→ Set exercise
Tally the lines in the records underneath that contain the string "React", and state the figure by itself.
++++
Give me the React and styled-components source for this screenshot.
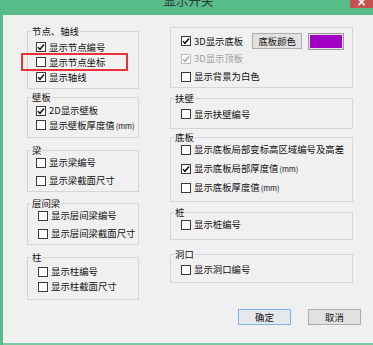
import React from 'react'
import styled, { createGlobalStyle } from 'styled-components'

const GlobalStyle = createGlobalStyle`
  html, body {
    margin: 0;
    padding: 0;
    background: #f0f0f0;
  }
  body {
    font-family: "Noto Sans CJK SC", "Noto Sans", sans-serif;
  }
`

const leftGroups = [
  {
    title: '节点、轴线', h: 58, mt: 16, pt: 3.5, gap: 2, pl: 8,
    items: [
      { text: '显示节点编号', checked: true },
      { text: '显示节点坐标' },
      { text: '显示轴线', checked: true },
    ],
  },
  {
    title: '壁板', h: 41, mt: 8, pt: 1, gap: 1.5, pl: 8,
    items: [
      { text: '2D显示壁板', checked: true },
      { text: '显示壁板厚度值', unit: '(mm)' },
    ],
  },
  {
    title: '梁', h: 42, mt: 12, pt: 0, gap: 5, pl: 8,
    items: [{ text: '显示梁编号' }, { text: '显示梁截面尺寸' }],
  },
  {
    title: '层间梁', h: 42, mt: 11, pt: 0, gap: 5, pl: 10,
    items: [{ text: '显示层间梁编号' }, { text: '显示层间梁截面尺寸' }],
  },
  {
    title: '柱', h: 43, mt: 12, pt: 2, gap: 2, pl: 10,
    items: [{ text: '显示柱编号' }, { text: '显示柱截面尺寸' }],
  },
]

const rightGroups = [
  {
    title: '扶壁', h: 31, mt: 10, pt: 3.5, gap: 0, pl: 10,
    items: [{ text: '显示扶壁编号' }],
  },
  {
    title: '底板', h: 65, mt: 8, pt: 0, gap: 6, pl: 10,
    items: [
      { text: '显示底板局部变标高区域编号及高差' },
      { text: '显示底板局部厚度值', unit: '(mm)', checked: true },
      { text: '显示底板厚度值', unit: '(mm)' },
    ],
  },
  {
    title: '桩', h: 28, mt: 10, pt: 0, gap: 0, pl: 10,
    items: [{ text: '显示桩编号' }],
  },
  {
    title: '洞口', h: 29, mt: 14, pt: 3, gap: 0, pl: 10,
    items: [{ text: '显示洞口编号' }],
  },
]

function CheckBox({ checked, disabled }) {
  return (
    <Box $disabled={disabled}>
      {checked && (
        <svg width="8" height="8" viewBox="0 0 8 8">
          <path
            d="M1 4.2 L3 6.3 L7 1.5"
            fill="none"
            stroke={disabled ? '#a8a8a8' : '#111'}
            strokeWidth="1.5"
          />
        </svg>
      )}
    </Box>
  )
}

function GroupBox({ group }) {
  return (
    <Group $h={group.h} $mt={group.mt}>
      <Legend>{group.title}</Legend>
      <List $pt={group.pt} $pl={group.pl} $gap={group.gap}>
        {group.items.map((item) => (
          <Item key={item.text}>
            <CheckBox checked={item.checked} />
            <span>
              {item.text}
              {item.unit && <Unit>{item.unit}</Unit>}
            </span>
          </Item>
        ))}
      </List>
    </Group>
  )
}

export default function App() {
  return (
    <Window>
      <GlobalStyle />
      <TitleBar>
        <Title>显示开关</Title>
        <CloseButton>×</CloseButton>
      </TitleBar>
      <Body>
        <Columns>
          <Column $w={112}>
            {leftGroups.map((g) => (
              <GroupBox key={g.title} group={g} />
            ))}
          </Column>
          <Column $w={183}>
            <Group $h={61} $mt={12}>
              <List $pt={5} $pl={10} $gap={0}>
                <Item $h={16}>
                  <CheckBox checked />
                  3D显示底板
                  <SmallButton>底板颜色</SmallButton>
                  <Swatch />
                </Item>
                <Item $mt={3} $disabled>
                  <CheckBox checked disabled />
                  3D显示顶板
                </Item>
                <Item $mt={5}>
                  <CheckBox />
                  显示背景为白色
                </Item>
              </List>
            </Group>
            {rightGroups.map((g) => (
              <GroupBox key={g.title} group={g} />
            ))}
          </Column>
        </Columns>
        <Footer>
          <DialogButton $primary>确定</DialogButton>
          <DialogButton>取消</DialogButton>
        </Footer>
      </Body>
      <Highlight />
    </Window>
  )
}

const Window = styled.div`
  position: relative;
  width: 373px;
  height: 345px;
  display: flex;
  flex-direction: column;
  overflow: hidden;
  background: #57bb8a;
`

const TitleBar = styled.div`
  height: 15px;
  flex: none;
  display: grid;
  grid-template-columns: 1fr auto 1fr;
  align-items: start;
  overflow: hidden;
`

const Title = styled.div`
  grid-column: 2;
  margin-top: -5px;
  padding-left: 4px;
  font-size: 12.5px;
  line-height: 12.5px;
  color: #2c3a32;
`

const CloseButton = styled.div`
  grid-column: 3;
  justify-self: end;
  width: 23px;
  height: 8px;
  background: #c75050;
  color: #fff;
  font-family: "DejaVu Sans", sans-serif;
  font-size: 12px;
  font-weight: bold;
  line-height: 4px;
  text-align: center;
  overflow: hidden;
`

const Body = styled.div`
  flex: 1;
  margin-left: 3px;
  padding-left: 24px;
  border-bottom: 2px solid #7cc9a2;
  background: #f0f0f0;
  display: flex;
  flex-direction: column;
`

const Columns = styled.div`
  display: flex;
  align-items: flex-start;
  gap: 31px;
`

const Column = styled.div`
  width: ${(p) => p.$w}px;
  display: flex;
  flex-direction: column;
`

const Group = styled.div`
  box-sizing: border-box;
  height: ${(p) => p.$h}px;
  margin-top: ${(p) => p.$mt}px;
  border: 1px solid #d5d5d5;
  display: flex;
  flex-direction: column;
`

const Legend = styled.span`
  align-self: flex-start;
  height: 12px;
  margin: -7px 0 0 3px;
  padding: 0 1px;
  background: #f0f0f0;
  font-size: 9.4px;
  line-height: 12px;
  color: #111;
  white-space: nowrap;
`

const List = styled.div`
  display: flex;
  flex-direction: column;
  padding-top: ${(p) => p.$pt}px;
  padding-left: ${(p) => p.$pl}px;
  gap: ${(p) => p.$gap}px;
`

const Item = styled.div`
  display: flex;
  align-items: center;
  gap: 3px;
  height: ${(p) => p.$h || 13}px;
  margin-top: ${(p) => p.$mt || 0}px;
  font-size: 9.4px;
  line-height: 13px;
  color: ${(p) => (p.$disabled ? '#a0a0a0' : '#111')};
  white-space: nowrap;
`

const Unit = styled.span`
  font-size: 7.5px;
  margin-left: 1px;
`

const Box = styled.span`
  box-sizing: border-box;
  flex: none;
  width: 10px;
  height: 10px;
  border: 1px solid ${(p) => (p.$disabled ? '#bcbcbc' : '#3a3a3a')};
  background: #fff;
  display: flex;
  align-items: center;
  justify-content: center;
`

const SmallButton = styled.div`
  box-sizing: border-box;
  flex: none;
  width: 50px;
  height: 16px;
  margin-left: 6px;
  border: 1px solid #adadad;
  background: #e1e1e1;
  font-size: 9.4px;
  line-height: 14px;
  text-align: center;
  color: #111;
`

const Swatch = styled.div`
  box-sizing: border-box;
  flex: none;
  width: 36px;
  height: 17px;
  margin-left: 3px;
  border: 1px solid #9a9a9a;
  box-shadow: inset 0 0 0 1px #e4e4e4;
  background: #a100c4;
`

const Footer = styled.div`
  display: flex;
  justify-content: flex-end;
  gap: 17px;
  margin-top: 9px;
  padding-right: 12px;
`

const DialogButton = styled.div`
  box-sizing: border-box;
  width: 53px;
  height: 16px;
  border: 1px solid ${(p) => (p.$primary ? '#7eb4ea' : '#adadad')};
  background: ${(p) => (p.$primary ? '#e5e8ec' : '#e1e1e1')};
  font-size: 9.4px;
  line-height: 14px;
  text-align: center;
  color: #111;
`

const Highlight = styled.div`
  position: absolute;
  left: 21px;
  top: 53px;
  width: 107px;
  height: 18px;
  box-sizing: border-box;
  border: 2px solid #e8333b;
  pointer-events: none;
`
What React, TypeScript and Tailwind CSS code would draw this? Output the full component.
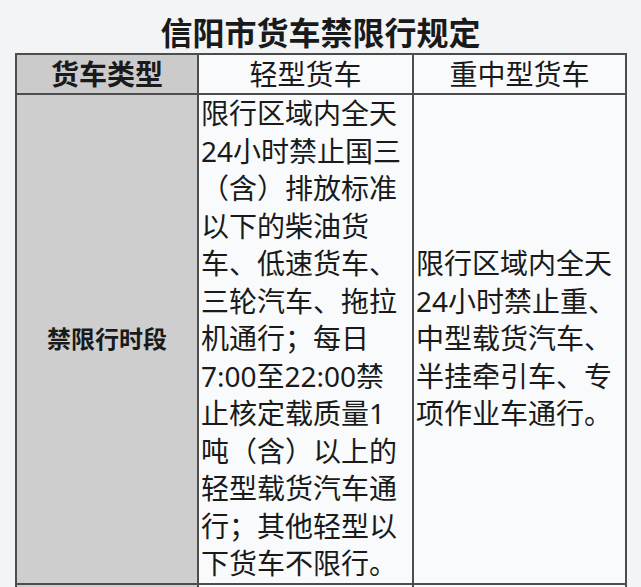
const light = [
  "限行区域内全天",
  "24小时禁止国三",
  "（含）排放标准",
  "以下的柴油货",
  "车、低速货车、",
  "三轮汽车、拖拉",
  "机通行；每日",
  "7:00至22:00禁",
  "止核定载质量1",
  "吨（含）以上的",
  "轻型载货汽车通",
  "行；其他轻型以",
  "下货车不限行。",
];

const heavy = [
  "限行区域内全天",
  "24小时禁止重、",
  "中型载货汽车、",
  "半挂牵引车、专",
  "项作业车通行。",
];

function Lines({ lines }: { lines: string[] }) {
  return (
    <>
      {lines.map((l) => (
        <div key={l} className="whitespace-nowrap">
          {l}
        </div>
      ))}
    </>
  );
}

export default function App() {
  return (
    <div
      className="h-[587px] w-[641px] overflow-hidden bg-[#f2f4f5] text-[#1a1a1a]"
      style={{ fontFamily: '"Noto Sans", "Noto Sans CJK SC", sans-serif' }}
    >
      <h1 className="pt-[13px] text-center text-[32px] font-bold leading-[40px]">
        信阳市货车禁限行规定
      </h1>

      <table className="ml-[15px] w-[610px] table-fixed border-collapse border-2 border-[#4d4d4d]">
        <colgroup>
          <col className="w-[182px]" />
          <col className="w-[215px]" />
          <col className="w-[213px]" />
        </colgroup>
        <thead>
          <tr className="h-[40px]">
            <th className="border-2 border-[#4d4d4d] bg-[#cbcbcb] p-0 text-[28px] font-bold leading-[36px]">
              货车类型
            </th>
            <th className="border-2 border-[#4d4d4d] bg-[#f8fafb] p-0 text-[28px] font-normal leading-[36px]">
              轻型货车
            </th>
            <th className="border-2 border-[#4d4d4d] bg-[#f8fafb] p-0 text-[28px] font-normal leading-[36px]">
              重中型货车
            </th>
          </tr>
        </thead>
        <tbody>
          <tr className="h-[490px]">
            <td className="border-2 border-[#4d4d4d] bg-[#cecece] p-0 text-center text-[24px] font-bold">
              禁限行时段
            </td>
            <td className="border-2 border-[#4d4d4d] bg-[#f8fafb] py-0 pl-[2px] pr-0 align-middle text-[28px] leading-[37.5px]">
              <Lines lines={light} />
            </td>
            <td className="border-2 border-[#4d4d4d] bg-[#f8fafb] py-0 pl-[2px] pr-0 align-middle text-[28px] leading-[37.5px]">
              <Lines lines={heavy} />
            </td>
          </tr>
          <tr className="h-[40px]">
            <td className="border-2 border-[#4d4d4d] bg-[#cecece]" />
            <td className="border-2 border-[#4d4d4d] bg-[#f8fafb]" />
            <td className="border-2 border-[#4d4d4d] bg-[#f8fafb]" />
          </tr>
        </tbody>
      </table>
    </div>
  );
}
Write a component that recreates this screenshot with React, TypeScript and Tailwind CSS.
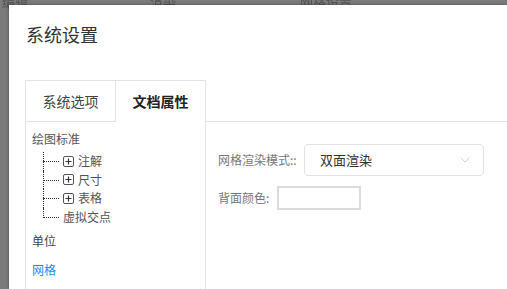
++++
→ Reply to the exercise
4